WHAT IS ASKED: Write out the entire listing below exactly as it appears, minus any pictures.

INFORMATION SUPPLIED:
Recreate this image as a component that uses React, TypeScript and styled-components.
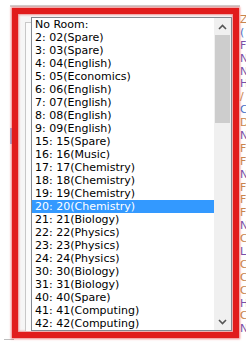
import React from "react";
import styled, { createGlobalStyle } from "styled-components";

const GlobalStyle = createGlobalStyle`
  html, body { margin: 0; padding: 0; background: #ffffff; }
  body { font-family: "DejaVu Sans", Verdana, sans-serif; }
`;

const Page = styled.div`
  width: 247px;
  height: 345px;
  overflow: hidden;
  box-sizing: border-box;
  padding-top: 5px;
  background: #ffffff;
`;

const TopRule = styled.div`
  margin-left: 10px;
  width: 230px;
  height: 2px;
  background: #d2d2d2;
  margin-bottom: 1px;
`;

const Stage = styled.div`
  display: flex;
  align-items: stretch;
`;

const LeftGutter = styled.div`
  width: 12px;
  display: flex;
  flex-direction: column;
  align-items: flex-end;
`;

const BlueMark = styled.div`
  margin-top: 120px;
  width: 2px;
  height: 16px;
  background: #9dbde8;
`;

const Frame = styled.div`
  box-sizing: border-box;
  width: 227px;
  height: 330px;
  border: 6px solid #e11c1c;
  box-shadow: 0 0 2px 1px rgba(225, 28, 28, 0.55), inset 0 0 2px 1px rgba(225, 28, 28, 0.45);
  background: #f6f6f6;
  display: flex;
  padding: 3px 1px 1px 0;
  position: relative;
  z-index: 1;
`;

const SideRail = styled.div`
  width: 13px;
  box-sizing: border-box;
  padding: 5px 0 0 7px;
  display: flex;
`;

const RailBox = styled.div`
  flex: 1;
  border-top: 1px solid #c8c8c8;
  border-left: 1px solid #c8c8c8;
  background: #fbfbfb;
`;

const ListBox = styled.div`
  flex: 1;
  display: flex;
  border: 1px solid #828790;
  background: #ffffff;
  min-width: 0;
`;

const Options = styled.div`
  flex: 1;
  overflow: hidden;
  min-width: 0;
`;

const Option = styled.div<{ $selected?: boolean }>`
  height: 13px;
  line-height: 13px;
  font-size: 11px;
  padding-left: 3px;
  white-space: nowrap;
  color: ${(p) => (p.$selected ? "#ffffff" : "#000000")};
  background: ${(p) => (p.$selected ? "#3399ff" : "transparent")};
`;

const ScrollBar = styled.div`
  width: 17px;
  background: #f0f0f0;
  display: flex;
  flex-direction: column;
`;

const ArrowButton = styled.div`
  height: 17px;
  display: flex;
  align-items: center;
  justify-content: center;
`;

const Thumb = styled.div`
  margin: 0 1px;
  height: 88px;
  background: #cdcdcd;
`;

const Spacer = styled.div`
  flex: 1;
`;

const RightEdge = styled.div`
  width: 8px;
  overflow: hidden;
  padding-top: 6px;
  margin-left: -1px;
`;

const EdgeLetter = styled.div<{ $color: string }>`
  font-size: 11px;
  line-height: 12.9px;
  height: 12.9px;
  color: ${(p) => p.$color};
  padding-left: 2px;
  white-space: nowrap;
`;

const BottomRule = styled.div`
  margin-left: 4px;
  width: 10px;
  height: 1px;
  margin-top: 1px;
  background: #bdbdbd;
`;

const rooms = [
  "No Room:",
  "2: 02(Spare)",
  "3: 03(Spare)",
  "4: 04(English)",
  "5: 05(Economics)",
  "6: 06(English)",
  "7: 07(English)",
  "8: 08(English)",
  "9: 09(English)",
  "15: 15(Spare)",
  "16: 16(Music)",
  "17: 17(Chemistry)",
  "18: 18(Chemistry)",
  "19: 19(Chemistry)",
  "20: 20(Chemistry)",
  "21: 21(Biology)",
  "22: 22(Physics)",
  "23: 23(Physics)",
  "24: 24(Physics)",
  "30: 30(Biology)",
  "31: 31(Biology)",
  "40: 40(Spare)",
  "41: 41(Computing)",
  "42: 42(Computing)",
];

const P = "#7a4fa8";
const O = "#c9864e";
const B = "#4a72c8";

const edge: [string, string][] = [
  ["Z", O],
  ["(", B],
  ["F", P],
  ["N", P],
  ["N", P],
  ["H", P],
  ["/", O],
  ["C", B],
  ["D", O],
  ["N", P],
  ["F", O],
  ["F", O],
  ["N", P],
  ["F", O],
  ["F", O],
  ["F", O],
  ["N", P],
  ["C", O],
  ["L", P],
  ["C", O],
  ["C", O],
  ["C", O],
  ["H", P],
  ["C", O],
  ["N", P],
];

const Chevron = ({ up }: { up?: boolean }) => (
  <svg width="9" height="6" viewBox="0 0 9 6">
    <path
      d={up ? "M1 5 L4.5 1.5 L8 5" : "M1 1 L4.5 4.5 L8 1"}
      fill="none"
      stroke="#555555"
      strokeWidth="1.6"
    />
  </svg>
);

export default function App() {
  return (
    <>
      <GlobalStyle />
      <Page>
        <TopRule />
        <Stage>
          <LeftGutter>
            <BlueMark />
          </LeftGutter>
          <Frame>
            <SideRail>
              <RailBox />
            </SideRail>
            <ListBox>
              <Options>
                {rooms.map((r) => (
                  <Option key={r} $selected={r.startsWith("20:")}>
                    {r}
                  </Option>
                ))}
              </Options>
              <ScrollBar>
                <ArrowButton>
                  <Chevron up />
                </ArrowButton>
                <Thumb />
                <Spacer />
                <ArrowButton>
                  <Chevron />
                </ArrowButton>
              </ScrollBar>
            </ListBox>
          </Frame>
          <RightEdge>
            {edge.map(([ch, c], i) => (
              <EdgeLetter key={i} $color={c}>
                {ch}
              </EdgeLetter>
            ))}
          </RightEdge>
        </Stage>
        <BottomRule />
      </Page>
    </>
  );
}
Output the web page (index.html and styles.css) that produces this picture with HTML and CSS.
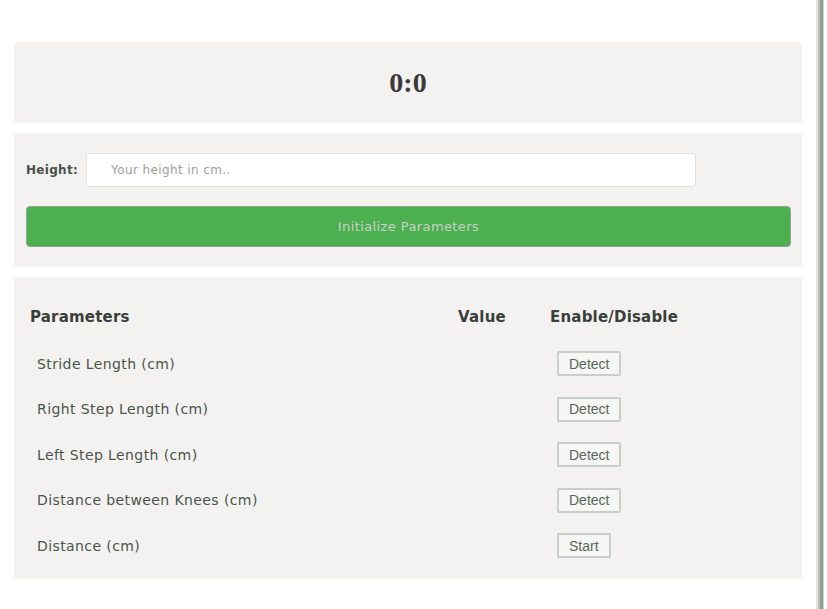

CORRECT RESPONSE:
Recreate this image as a component that uses React, TypeScript and styled-components.
import React from "react";
import styled, { createGlobalStyle } from "styled-components";

const GlobalStyle = createGlobalStyle`
  html, body { margin: 0; padding: 0; background: #ffffff; }
  body { font-family: "DejaVu Sans", Verdana, sans-serif; }
`;

const Page = styled.div`
  width: 247px;
  height: 345px;
  overflow: hidden;
  box-sizing: border-box;
  padding-top: 5px;
  background: #ffffff;
`;

const TopRule = styled.div`
  margin-left: 10px;
  width: 230px;
  height: 2px;
  background: #d2d2d2;
  margin-bottom: 1px;
`;

const Stage = styled.div`
  display: flex;
  align-items: stretch;
`;

const LeftGutter = styled.div`
  width: 12px;
  display: flex;
  flex-direction: column;
  align-items: flex-end;
`;

const BlueMark = styled.div`
  margin-top: 120px;
  width: 2px;
  height: 16px;
  background: #9dbde8;
`;

const Frame = styled.div`
  box-sizing: border-box;
  width: 227px;
  height: 330px;
  border: 6px solid #e11c1c;
  box-shadow: 0 0 2px 1px rgba(225, 28, 28, 0.55), inset 0 0 2px 1px rgba(225, 28, 28, 0.45);
  background: #f6f6f6;
  display: flex;
  padding: 3px 1px 1px 0;
  position: relative;
  z-index: 1;
`;

const SideRail = styled.div`
  width: 13px;
  box-sizing: border-box;
  padding: 5px 0 0 7px;
  display: flex;
`;

const RailBox = styled.div`
  flex: 1;
  border-top: 1px solid #c8c8c8;
  border-left: 1px solid #c8c8c8;
  background: #fbfbfb;
`;

const ListBox = styled.div`
  flex: 1;
  display: flex;
  border: 1px solid #828790;
  background: #ffffff;
  min-width: 0;
`;

const Options = styled.div`
  flex: 1;
  overflow: hidden;
  min-width: 0;
`;

const Option = styled.div<{ $selected?: boolean }>`
  height: 13px;
  line-height: 13px;
  font-size: 11px;
  padding-left: 3px;
  white-space: nowrap;
  color: ${(p) => (p.$selected ? "#ffffff" : "#000000")};
  background: ${(p) => (p.$selected ? "#3399ff" : "transparent")};
`;

const ScrollBar = styled.div`
  width: 17px;
  background: #f0f0f0;
  display: flex;
  flex-direction: column;
`;

const ArrowButton = styled.div`
  height: 17px;
  display: flex;
  align-items: center;
  justify-content: center;
`;

const Thumb = styled.div`
  margin: 0 1px;
  height: 88px;
  background: #cdcdcd;
`;

const Spacer = styled.div`
  flex: 1;
`;

const RightEdge = styled.div`
  width: 8px;
  overflow: hidden;
  padding-top: 6px;
  margin-left: -1px;
`;

const EdgeLetter = styled.div<{ $color: string }>`
  font-size: 11px;
  line-height: 12.9px;
  height: 12.9px;
  color: ${(p) => p.$color};
  padding-left: 2px;
  white-space: nowrap;
`;

const BottomRule = styled.div`
  margin-left: 4px;
  width: 10px;
  height: 1px;
  margin-top: 1px;
  background: #bdbdbd;
`;

const rooms = [
  "No Room:",
  "2: 02(Spare)",
  "3: 03(Spare)",
  "4: 04(English)",
  "5: 05(Economics)",
  "6: 06(English)",
  "7: 07(English)",
  "8: 08(English)",
  "9: 09(English)",
  "15: 15(Spare)",
  "16: 16(Music)",
  "17: 17(Chemistry)",
  "18: 18(Chemistry)",
  "19: 19(Chemistry)",
  "20: 20(Chemistry)",
  "21: 21(Biology)",
  "22: 22(Physics)",
  "23: 23(Physics)",
  "24: 24(Physics)",
  "30: 30(Biology)",
  "31: 31(Biology)",
  "40: 40(Spare)",
  "41: 41(Computing)",
  "42: 42(Computing)",
];

const P = "#7a4fa8";
const O = "#c9864e";
const B = "#4a72c8";

const edge: [string, string][] = [
  ["Z", O],
  ["(", B],
  ["F", P],
  ["N", P],
  ["N", P],
  ["H", P],
  ["/", O],
  ["C", B],
  ["D", O],
  ["N", P],
  ["F", O],
  ["F", O],
  ["N", P],
  ["F", O],
  ["F", O],
  ["F", O],
  ["N", P],
  ["C", O],
  ["L", P],
  ["C", O],
  ["C", O],
  ["C", O],
  ["H", P],
  ["C", O],
  ["N", P],
];

const Chevron = ({ up }: { up?: boolean }) => (
  <svg width="9" height="6" viewBox="0 0 9 6">
    <path
      d={up ? "M1 5 L4.5 1.5 L8 5" : "M1 1 L4.5 4.5 L8 1"}
      fill="none"
      stroke="#555555"
      strokeWidth="1.6"
    />
  </svg>
);

export default function App() {
  return (
    <>
      <GlobalStyle />
      <Page>
        <TopRule />
        <Stage>
          <LeftGutter>
            <BlueMark />
          </LeftGutter>
          <Frame>
            <SideRail>
              <RailBox />
            </SideRail>
            <ListBox>
              <Options>
                {rooms.map((r) => (
                  <Option key={r} $selected={r.startsWith("20:")}>
                    {r}
                  </Option>
                ))}
              </Options>
              <ScrollBar>
                <ArrowButton>
                  <Chevron up />
                </ArrowButton>
                <Thumb />
                <Spacer />
                <ArrowButton>
                  <Chevron />
                </ArrowButton>
              </ScrollBar>
            </ListBox>
          </Frame>
          <RightEdge>
            {edge.map(([ch, c], i) => (
              <EdgeLetter key={i} $color={c}>
                {ch}
              </EdgeLetter>
            ))}
          </RightEdge>
        </Stage>
        <BottomRule />
      </Page>
    </>
  );
}
Output the web page (index.html and styles.css) that produces this picture with HTML and CSS.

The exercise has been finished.